Tarbiyah fardiyah bila dijalankan sesuai dengan manhajnya maka ia  akan menjadi sarana yang paling efektif , paling kuat pengaruhnya, dan paling terjamin kualitasnya terhadap individu mad’u, keistimewaan Tarbiyah fardiyah terletak pada fokus perhatian yang lebih terhadap mad’u dan kesempatan memberi pengaruh lebih besar, sehingga menjadi besar pula tibgkat keberhasilan mengajak oarang ke jalan da’wah.

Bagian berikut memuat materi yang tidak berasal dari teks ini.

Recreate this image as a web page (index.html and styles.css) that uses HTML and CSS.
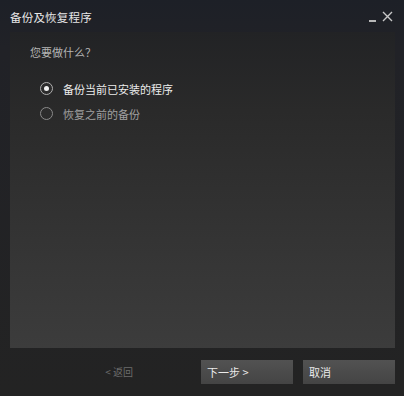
FILE: index.html
```html
<!DOCTYPE html>
<html lang="zh-CN">
<head>
    <meta charset="UTF-8">
    <title>备份及恢复程序</title>
    <link rel="stylesheet" href="styles.css">
</head>
<body>
    <div class="dialog">
        <div class="titlebar">
            <span class="title">备份及恢复程序</span>
            <div class="controls">
                <span class="min"></span>
                <svg class="close" width="11" height="11" viewBox="0 0 11 11">
                    <path d="M1 1 L10 10 M10 1 L1 10" stroke="#c8c8c8" stroke-width="1.4"/>
                </svg>
            </div>
        </div>

        <div class="panel">
            <p class="question">您要做什么？</p>
            <label class="option">
                <span class="radio checked"></span>
                <span class="label on">备份当前已安装的程序</span>
            </label>
            <label class="option">
                <span class="radio"></span>
                <span class="label">恢复之前的备份</span>
            </label>
        </div>

        <div class="footer">
            <span class="back">&lt; 返回</span>
            <button class="btn">下一步 &gt;</button>
            <button class="btn">取消</button>
        </div>
    </div>
</body>
</html>
```

FILE: styles.css
```css
* {
    box-sizing: border-box;
}

body {
    margin: 0;
    width: 404px;
    height: 396px;
    overflow: hidden;
    font-family: "Noto Sans CJK SC", "Liberation Sans", sans-serif;
    background: #1e2126;
}

.dialog {
    height: 396px;
    display: flex;
    flex-direction: column;
    background: linear-gradient(180deg, #1d2027 0%, #212227 12%, #232323 100%);
    padding: 0 9px 0 10px;
}

.titlebar {
    height: 32px;
    display: flex;
    align-items: center;
    justify-content: space-between;
    padding-top: 1px;
}

.title {
    color: #e6e6e6;
    font-size: 11.5px;
    letter-spacing: 0.2px;
}

.controls {
    display: flex;
    align-items: flex-end;
    gap: 6px;
    padding-right: 2px;
}

.min {
    width: 7px;
    height: 2px;
    background: #b8b8b8;
}

.panel {
    height: 316px;
    background: linear-gradient(180deg, #222325 0%, #2a2a2a 25%, #353535 70%, #3c3c3c 100%);
    padding: 12px 20px;
}

.question {
    margin: 0 0 16px;
    color: #b4b4b4;
    font-size: 11px;
}

.option {
    display: flex;
    align-items: center;
    gap: 10px;
    margin-left: 10px;
    height: 25px;
}

.radio {
    width: 13px;
    height: 13px;
    border-radius: 50%;
    border: 1.5px solid #8a8a8a;
    background: #2c2c2c;
    display: flex;
    align-items: center;
    justify-content: center;
}

.radio.checked {
    border-color: #b0b0b0;
}

.radio.checked::after {
    content: '';
    width: 5px;
    height: 5px;
    border-radius: 50%;
    background: #f2f2f2;
}

.label {
    color: #a0a0a0;
    font-size: 11px;
}

.label.on {
    color: #ececec;
}

.footer {
    flex: 1;
    display: flex;
    align-items: center;
    justify-content: flex-end;
    padding-bottom: 1px;
}

.back {
    color: #6c6c6c;
    font-size: 10px;
    margin-right: 58px;
}

.btn {
    width: 92px;
    height: 24px;
    margin-left: 10px;
    border: none;
    padding: 0 6px;
    text-align: left;
    font-family: inherit;
    font-size: 11px;
    color: #eaeaea;
    background: linear-gradient(180deg, #525252 0%, #444444 100%);
}
```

Tarbiyah fardiyah adalah salah satu gaya pendekatan (Uslub) dalam berda’wah, akan tetapi gaya pendekatan yang satu ini tidak mungkin efektif dan membuahkan hasil bagi kalangan juru dakwah dengan berbagai level mad’unya, karena para da’i yang memainkan da’waahnya dengan gaya ini dituntut untuk memiliki beberapa karakteristik khusus yang menjamin kapabilitas dirinya melalui jalan da’wah dengan gaya pendekatan yang satu ini. Dengan kata lain tarbiyah fardiyah tidak dapat dilakukan oleh seseorang yang hanya disebut dan dikenal sebaagai Da’i saja, tapai harus oleeh seseorang yang telah mendaapat predikat Da’i plus yaitu Da’i Murabbi.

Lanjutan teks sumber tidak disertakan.